— Почему это должно мне показаться смешным?
— Потому что люди, которые рисуют цветы, как правило, делают кучу всякой мазни. Но работы Матильды очень хороши и оригинальны. Она пишет наши кусты шиповника за домом. Из этого у нее получаются почти абстрактные картины.
С большим трудом он снова принял вертикальное положение.
— Мне нужно сделать перерыв. Это слишком болезненно.
Он заранее приготовил этот аргумент, но Лоренс ограничилась тем, что кивнула в знак согласия.
— Давайте на этом остановимся. Вы сегодня хорошо поработали. Не стоит форсировать события.
Он медленно одевался, а Лоренс в это время просматривала даты их будущих сеансов. Покидая кабинет, Франсуа вдруг почувствовал к ней мощный порыв симпатии и благодарности. За последние месяцы он перепробовал множество профессионалов, которые видели в нем лишь клинический случай, обращаясь с научной холодностью, не оставляющей места для малейшего сопереживания. Лоренс же умела слушать и уделяла его душевным ранам столько же внимания, сколько и травмам тела.
— Знаете, я и правда подумаю над вашим предложением.
На ее губах появилась растроганная улыбка.
— Этим вы доставите мне большое удовольствие, месье Вассер, правда.
Франсуа, в свою очередь, улыбнулся, размышляя о том, что иногда, чтобы доставить удовольствие другим людям, бывает достаточно маленькой лжи.
4
Пока муж находился на сеансе массажа, Мари позвонила на станцию техобслуживания. Там все были завалены работой и могли заняться их машиной только после полудня. Чтобы не ездить понапрасну взад-вперед, они решили провести утро в городе и позавтракать в ресторане. Также они воспользовались свободным временем, чтобы сходить на крытый рынок и прогуляться по набережным.

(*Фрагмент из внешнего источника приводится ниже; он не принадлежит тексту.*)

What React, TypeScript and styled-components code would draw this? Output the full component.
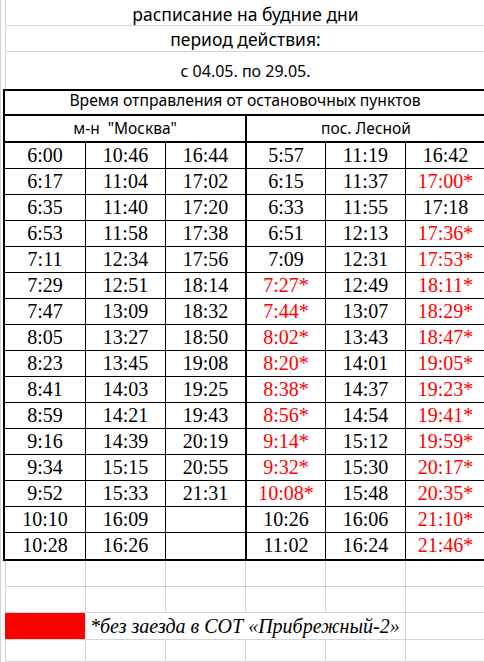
import React from 'react';
import styled, { createGlobalStyle } from 'styled-components';

const GRID = '#d4d4d4';
const RED = '#ff0000';

const GlobalStyle = createGlobalStyle`
  html, body {
    margin: 0;
    padding: 0;
    background: #fff;
  }
  body {
    overflow: hidden;
  }
`;

const Page = styled.div`
  width: 484px;
  height: 662px;
  box-sizing: border-box;
  overflow: hidden;
  border-left: 1px solid ${GRID};
  padding-left: 4px;
  display: flex;
  flex-direction: column;
  background: #fff;
  color: #000;
`;

interface TitleProps {
  $h: number;
  $size: number;
  $pb: number;
  $line?: boolean;
}

// merged title cells above the table
const TitleCell = styled.div<TitleProps>`
  flex: 0 0 auto;
  width: 480px;
  height: ${p => p.$h}px;
  box-sizing: border-box;
  border-left: 1px solid ${GRID};
  border-bottom: ${p => (p.$line ? `1px solid ${GRID}` : 'none')};
  display: flex;
  align-items: flex-end;
  justify-content: center;
  padding-bottom: ${p => p.$pb}px;
  font-family: "Noto Sans", "Open Sans", sans-serif;
  font-size: ${p => p.$size}px;
  line-height: 1;
`;

const Table = styled.div`
  flex: 0 0 auto;
  width: 484px;
  box-sizing: border-box;
  margin-left: -2px;
  border: 2px solid #000;
  display: grid;
  grid-template-columns: repeat(6, 80px);
  font-family: "Liberation Serif", serif;
`;

const Caption = styled.div`
  grid-column: 1 / -1;
  height: 25px;
  box-sizing: border-box;
  border-bottom: 2px solid #000;
  display: flex;
  align-items: flex-end;
  justify-content: center;
  padding-bottom: 5px;
  font-family: "Noto Sans", "Open Sans", sans-serif;
  font-size: 15.7px;
  line-height: 1;
`;

const Stop = styled.div<{ $divider?: boolean }>`
  grid-column: span 3;
  height: 27px;
  box-sizing: border-box;
  border-bottom: 2px solid #000;
  border-left: ${p => (p.$divider ? '2px solid #000' : 'none')};
  display: flex;
  align-items: flex-end;
  justify-content: center;
  padding-bottom: 5px;
  font-family: "Noto Sans", "Open Sans", sans-serif;
  font-size: 15.5px;
  line-height: 1;
  white-space: pre;
`;

interface TimeProps {
  $edge: number;
  $last: boolean;
  $red: boolean;
}

const Time = styled.div<TimeProps>`
  height: 26px;
  box-sizing: border-box;
  border-left: ${p => (p.$edge ? `${p.$edge}px solid #000` : 'none')};
  border-bottom: ${p => (p.$last ? 'none' : '1px solid #000')};
  text-align: center;
  font-family: "Liberation Serif", serif;
  font-size: 20px;
  line-height: 25px;
  color: ${p => (p.$red ? RED : '#000')};
`;

const SheetRow = styled.div<{ $h?: number }>`
  flex: ${p => (p.$h ? '0 0 auto' : '1 1 auto')};
  height: ${p => (p.$h ? `${p.$h}px` : 'auto')};
  width: 480px;
  display: grid;
  grid-template-columns: repeat(6, 80px);
`;

const GridCell = styled.div`
  box-sizing: border-box;
  border-left: 1px solid ${GRID};
  border-bottom: 1px solid ${GRID};
`;

const Swatch = styled.div`
  background: ${RED};
  border-bottom: 1px solid ${GRID};
`;

const Note = styled.div`
  grid-column: span 4;
  box-sizing: border-box;
  border-bottom: 1px solid ${GRID};
  padding-left: 5px;
  font-family: "Liberation Serif", serif;
  font-style: italic;
  font-size: 20px;
  line-height: 26px;
  white-space: nowrap;
`;

const moscow = [
  ['6:00', '6:17', '6:35', '6:53', '7:11', '7:29', '7:47', '8:05', '8:23', '8:41', '8:59', '9:16', '9:34', '9:52', '10:10', '10:28'],
  ['10:46', '11:04', '11:40', '11:58', '12:34', '12:51', '13:09', '13:27', '13:45', '14:03', '14:21', '14:39', '15:15', '15:33', '16:09', '16:26'],
  ['16:44', '17:02', '17:20', '17:38', '17:56', '18:14', '18:32', '18:50', '19:08', '19:25', '19:43', '20:19', '20:55', '21:31', '', ''],
];

// "*" marks trips without the detour, shown in red
const lesnoy = [
  ['5:57', '6:15', '6:33', '6:51', '7:09', '7:27*', '7:44*', '8:02*', '8:20*', '8:38*', '8:56*', '9:14*', '9:32*', '10:08*', '10:26', '11:02'],
  ['11:19', '11:37', '11:55', '12:13', '12:31', '12:49', '13:07', '13:43', '14:01', '14:37', '14:54', '15:12', '15:30', '15:48', '16:06', '16:24'],
  ['16:42', '17:00*', '17:18', '17:36*', '17:53*', '18:11*', '18:29*', '18:47*', '19:05*', '19:23*', '19:41*', '19:59*', '20:17*', '20:35*', '21:10*', '21:46*'],
];

const columns = [...moscow, ...lesnoy];
const rowCount = 16;

function BlankRow({ h }: { h?: number }) {
  return (
    <SheetRow $h={h}>
      {Array.from({ length: 6 }, (_, i) => (
        <GridCell key={i} />
      ))}
    </SheetRow>
  );
}

export default function App() {
  return (
    <>
      <GlobalStyle />
      <Page>
        <TitleCell $h={26} $size={17.5} $pb={1.5} $line>
          расписание на будние дни
        </TitleCell>
        <TitleCell $h={26} $size={17.5} $pb={2.3} $line>
          период действия:
        </TitleCell>
        <TitleCell $h={37} $size={16} $pb={10.5}>
          с 04.05. по 29.05.
        </TitleCell>

        <Table>
          <Caption>Время отправления от остановочных пунктов</Caption>
          <Stop>{'м-н  "Москва"'}</Stop>
          <Stop $divider>пос. Лесной</Stop>
          {Array.from({ length: rowCount }, (_, r) =>
            columns.map((col, c) => (
              <Time
                key={`${r}-${c}`}
                $edge={c === 0 ? 0 : c === 3 ? 2 : 1}
                $last={r === rowCount - 1}
                $red={col[r].endsWith('*')}
              >
                {col[r]}
              </Time>
            ))
          )}
        </Table>

        <BlankRow h={26} />
        <BlankRow h={26} />
        <SheetRow $h={26}>
          <Swatch />
          <Note>*без заезда в СОТ «Прибрежный-2»</Note>
          <GridCell />
        </SheetRow>
        <BlankRow />
      </Page>
    </>
  );
}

Вот там Франсуа и увидел его снова.
Можно было бы счесть это волей случая или судьбы, но Кемперле один из тех небольших городов, где вы быстро привыкаете на каждом шагу встречать всевозможных знакомых.
Франсуа сразу же узнал его высокий нескладный силуэт. Людовик облокотился на парапет, повернувшись к Лейте, примерно в том месте, где у него самого закружилась голова. Вместо дождевика на нем была заношенная военная куртка. Над ним витало облако сигаретного дыма.
Франсуа легонько потряс за руку Матильду и сделал знак в его направлении:
— Это он.
— Кто «он»?
Ее взгляд блуждал в пустоте.
— Людовик — молодой человек, который помог мне вчера.
Она наконец его заметила.
— Так теперь у него есть имя?
— А разве я тебе не говорил?
— Нет. Или я уже начинаю терять память.
— Подожди меня здесь минутку.
— Франсуа! Ты же не собираешься?..
— Верь мне.
Оставив Матильду в машине, он медленно прошел два десятка метров, отделявшие его от Людовика, даже не представляя себе, что собирается делать.
— Вы меня узнаете?
Молодой человек повернулся и вынул изо рта сигарету. На его губах промелькнула улыбка. Волосы пепельного цвета были острижены почти «под ноль» — Франсуа представлял их себе гораздо длиннее и разлохмаченными. Он был небрит, но волосы на подбородке были такими светлыми, что казались лишь чем-то вроде юношеского пушка.
— Человек со спущенной шиной.
— Я увидел вас издали и… захотел подойти поздороваться.
Франсуа показалось, что собеседник еле заметно наклонил голову, но это могло быть и непроизвольным нервным тиком. Он знал, что с этим человеком нечего и надеяться затеять разговор. Затем, так же неловко, как и в прошлый раз, он вынул бумажник.
— Мне бы хотелось вам… компенсировать то, что я недодал вчера.
И тотчас же он пожалел о своих словах. «Вам компенсировать»… Неужели он не мог найти выражения получше?
— Вы мне уже заплатили. Я вам оказал услугу, вот и все.
Франсуа убрал бумажник, чтобы заранее не обижать своего собеседника.
— Послушайте, так получилось, что в последнее время у меня небольшие проблемы со здоровьем и я больше не в состоянии заниматься своим садом, как раньше.
— Вы хотите меня нанять, да?
Эти слова были произнесены все тем же безразличным тоном, в котором не слышалось никакого особенного воодушевления.
— Если вы свободны для некоторых садовых работ, то окажете мне услугу. Ничего особенно сложного: лужайка нуждается в том, чтобы ее подстригали, живые изгороди ничего не будут иметь против хорошего ухода…
Во взгляде молодого человека что-то изменилось. Без сомнений, он предпочитал «говорить о делах», чем терпеть этот ужасающий снисходительный тон, в который Франсуа позволил себе впасть.